The issue is that when the detective had seized the phone from the school, he had no information suggesting that the phone contained evidence pertinent to the crime. The detective used his past experience with similar cases and assumed, based on the nature of the crime, that the cell phone would likely be holding valuable information for the case. From his past experience with crimes involving multiple suspects, the detective assumed that the cell phones would have served as a communicative tool for the the defendants before, during and after the crime.


Following the appeal, the court addressed two fundamental questions in order to conclude whether or not the seizure of the phone was done so lawfully:


  1. Did the detective have probable cause to seize the phone? More importantly, was the detective’s assumption that the phone would contain significant information, sufficient as probable cause?


The Supreme Court affirmed the Superior Court judge’s decision, stating that the detective’s opinion alone was not sufficient as probable cause to seize the phone. Seizure without a search warrant can only occur during “exigent circumstances”, where the obtainment of a search warrant would be impractical and significantly detrimental to the investigation. Any exigent circumstance will be based on information known to police at the time of the seizure, not on information acquired after the fact. So even if the police’s case against the defendant had progressed during those 68 days, the detective was not justified in seizing the phone based on his personal judgment and the after-the-fact search warrant did not make the seizure or search lawful.


  1. Was it reasonable for the police to wait nearly 10 weeks after seizing the phone to then apply for a search warrant?


The case discusses the “relatively short period of time needed to obtain a search warrant” and that police “must release the item if a warrant is not obtained within that period”. This means that once a warrantless search has been executed, the police must prioritize the obtainment of a search warrant in order to comply with the guidelines set fourth by the Fourth Amendment.


In this case, the Commonwealth stated that the period between the seizure and the application was justified due to the complexity and demands of the case- involving interviews with witnesses, an ongoing grand jury investigation, application/execution of five other search warrants and in increased caseload for the primary detective. Despite understanding the Commonwealth’s argument, the court ruled that the Commonwealth failed to meet its burden and that the 68 day delay was ultimately unreasonable. The evidence obtained from the phone was therefore excluded from the Commonwealth’s case.


Significance for Defense Attorneys

Technology has allowed us to essentially store our entire lives on our cell phones, and it is easy to track a person’s activities by going through their personal cell phone. The Fourth Amendment protects defendant’s property, including cell phones, from being searched unlawfully and without cause. As a result, criminal defense cases often raise the issue of whether the search and seizure of a cell phone was done so lawfully.


The presence of personal devices in our current lives is so prevalent and substantial, it is important that an automatic link between a cell phone and probable cause is not made by law enforcement officials.
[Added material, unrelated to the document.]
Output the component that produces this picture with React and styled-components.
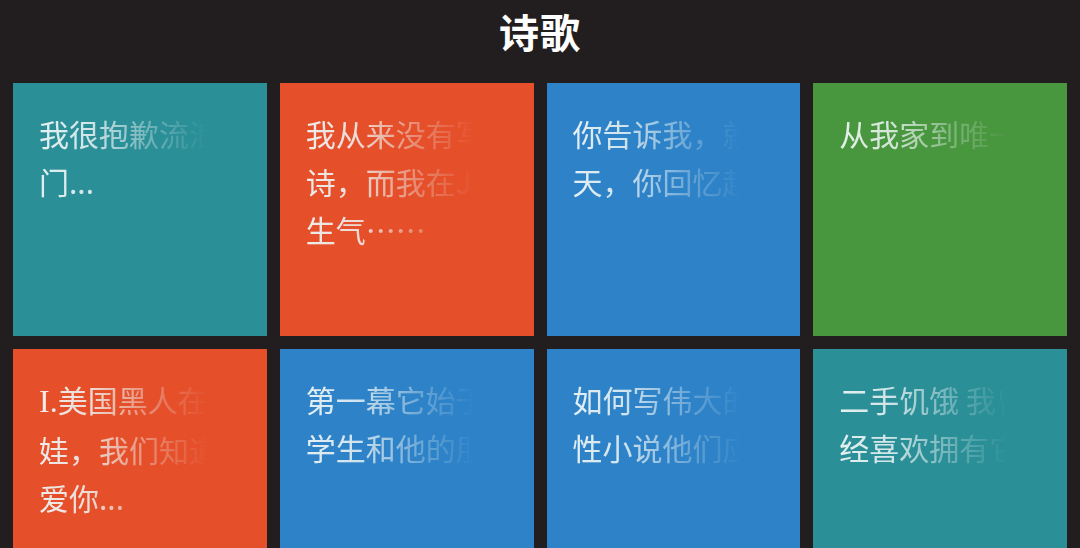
import React from "react";
import styled, { createGlobalStyle } from "styled-components";

const GlobalStyle = createGlobalStyle`
  html, body {
    margin: 0;
    padding: 0;
    background: #221e1f;
  }
  body {
    font-family: "Noto Sans CJK SC", "Noto Sans", sans-serif;
  }
`;

const Page = styled.div`
  width: 1080px;
  height: 548px;
  overflow: hidden;
  background: #221e1f;
`;

const Header = styled.header`
  height: 83px;
  display: flex;
  align-items: center;
  justify-content: center;
  padding-bottom: 22px;
  box-sizing: border-box;
`;

const Title = styled.h1`
  margin: 0;
  color: #ffffff;
  font-size: 40px;
  font-weight: 700;
  letter-spacing: 1px;
`;

const Grid = styled.div`
  display: grid;
  grid-template-columns: repeat(4, 1fr);
  grid-auto-rows: 253px;
  gap: 13px;
  padding: 0 13px;
`;

const Tile = styled.div`
  background: ${(p) => p.color};
  padding: 26px;
  box-sizing: border-box;
`;

const Excerpt = styled.div`
  width: 168px;
  color: #eef5f5;
  font-size: 30px;
  line-height: 48px;
  -webkit-mask-image: linear-gradient(to right, rgba(0,0,0,0.95) 0%, rgba(0,0,0,0.85) 30%, rgba(0,0,0,0.3) 70%, rgba(0,0,0,0) 100%);
  mask-image: linear-gradient(to right, rgba(0,0,0,0.95) 0%, rgba(0,0,0,0.85) 30%, rgba(0,0,0,0.3) 70%, rgba(0,0,0,0) 100%);
`;

const Line = styled.div`
  white-space: nowrap;
  overflow: hidden;
`;

const Roman = styled.span`
  font-family: "Liberation Serif", serif;
  font-size: 32px;
`;

const poems = [
  { color: "#2b8f98", lines: ["我很抱歉流浪的", "门..."] },
  { color: "#e5502b", lines: ["我从来没有写过", "诗，而我在JJ", "生气……"] },
  { color: "#2e83c8", lines: ["你告诉我，就在", "天，你回忆起"] },
  { color: "#48963e", lines: ["从我家到唯一的"] },
  { color: "#e5502b", lines: [[<Roman key="r">I.</Roman>, "美国黑人在"], "娃，我们知道", "爱你..."] },
  { color: "#2e83c8", lines: ["第一幕它始于", "学生和他的朋"] },
  { color: "#2e83c8", lines: ["如何写伟大的", "性小说他们应"] },
  { color: "#2b8f98", lines: ["二手饥饿 我曾", "经喜欢拥有它"] },
];

export default function App() {
  return (
    <Page>
      <GlobalStyle />
      <Header>
        <Title>诗歌</Title>
      </Header>
      <Grid>
        {poems.map((poem, i) => (
          <Tile key={i} color={poem.color}>
            <Excerpt>
              {poem.lines.map((line, j) => (
                <Line key={j}>{line}</Line>
              ))}
            </Excerpt>
          </Tile>
        ))}
      </Grid>
    </Page>
  );
}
It is natural for an officer to use their past criminal experiences to assume certain aspects of a case, but the Constitution sees assumption as mere opinion. Just because the detective made a “reasonable assumption” that the phone would have significant information, it did not allow for probable cause.
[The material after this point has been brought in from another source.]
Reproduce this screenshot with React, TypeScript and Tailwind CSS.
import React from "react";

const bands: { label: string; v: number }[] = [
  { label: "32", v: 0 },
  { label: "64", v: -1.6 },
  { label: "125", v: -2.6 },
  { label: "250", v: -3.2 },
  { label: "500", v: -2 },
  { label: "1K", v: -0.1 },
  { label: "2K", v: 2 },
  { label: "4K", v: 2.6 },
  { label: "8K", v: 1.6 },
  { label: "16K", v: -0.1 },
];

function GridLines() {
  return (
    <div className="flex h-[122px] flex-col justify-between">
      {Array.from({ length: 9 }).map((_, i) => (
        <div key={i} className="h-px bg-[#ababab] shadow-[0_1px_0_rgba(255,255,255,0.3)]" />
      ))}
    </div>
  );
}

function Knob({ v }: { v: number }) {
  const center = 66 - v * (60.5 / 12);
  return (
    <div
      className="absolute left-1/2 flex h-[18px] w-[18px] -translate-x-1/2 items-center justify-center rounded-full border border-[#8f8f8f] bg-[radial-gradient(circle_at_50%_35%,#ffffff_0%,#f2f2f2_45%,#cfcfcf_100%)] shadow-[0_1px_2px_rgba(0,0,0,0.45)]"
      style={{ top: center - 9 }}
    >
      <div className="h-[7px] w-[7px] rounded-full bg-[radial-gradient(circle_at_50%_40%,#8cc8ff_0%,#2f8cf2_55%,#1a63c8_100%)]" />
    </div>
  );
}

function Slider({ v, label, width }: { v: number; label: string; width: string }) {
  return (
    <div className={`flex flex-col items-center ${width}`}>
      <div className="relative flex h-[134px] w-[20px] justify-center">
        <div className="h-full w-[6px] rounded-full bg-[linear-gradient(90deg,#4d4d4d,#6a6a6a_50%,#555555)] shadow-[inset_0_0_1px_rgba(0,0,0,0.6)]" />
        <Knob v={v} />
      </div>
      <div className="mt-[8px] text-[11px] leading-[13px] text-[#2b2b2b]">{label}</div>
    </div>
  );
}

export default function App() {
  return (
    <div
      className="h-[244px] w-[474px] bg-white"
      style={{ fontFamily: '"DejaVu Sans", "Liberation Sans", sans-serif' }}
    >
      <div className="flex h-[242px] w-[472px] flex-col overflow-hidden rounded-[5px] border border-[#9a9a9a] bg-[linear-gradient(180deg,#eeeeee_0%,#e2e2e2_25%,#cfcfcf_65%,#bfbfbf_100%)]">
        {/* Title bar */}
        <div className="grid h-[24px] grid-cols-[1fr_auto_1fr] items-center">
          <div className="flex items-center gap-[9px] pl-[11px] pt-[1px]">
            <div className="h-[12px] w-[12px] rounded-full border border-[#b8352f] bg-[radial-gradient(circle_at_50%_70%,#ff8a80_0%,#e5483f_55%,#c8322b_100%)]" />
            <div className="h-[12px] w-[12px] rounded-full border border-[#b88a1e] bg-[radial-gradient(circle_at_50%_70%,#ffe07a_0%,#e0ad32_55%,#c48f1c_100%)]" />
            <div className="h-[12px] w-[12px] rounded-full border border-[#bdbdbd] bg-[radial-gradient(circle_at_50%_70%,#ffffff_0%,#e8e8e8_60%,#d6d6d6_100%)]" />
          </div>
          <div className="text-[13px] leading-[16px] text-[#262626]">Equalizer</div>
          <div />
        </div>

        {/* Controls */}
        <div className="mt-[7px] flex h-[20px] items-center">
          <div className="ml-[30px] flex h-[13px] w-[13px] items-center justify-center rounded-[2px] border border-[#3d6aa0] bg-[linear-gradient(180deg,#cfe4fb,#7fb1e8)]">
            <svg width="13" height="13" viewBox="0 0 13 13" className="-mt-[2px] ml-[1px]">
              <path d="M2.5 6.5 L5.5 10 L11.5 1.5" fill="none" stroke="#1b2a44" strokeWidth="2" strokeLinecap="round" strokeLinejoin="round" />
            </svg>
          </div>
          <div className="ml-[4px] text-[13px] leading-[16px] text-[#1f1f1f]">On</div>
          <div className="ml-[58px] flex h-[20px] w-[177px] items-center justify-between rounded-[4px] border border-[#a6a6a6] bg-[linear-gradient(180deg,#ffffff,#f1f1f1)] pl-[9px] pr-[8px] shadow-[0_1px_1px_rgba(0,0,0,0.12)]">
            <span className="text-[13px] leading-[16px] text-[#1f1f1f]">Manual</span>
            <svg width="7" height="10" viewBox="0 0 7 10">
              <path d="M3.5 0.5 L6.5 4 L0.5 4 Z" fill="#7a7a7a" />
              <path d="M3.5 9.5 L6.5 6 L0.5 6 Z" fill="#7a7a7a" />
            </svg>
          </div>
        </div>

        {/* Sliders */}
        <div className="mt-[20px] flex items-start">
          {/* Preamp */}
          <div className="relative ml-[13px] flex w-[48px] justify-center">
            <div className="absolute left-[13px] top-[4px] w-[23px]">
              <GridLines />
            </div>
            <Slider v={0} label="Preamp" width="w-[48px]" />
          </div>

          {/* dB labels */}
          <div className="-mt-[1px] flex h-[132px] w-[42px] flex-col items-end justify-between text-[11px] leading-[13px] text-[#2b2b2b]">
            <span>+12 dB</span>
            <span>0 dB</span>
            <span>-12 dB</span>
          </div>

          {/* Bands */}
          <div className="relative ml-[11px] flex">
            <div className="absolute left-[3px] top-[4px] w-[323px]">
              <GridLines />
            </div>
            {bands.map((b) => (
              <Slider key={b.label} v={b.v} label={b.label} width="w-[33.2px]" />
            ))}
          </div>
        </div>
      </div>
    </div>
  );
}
With many criminal cases, especially a violent offense like robbery-homicide, it is understandable that the police would be under pressure to fulfill a variety of duties in a time-sensitive manner. However, the application for a search warrant is to be considered a high priority due to the constitutional nature of the search and seizure element. There is no specific length of time that the Fourth Amendment or the court have deemed for law enforcement officials to apply for a warrant after a warrantless seizure. With this in mind, a defense attorney can argue that a delay in a search warrant application for already seized evidence is in violation of the defendant’s constitutional rights and that the evidence be excluded from trial.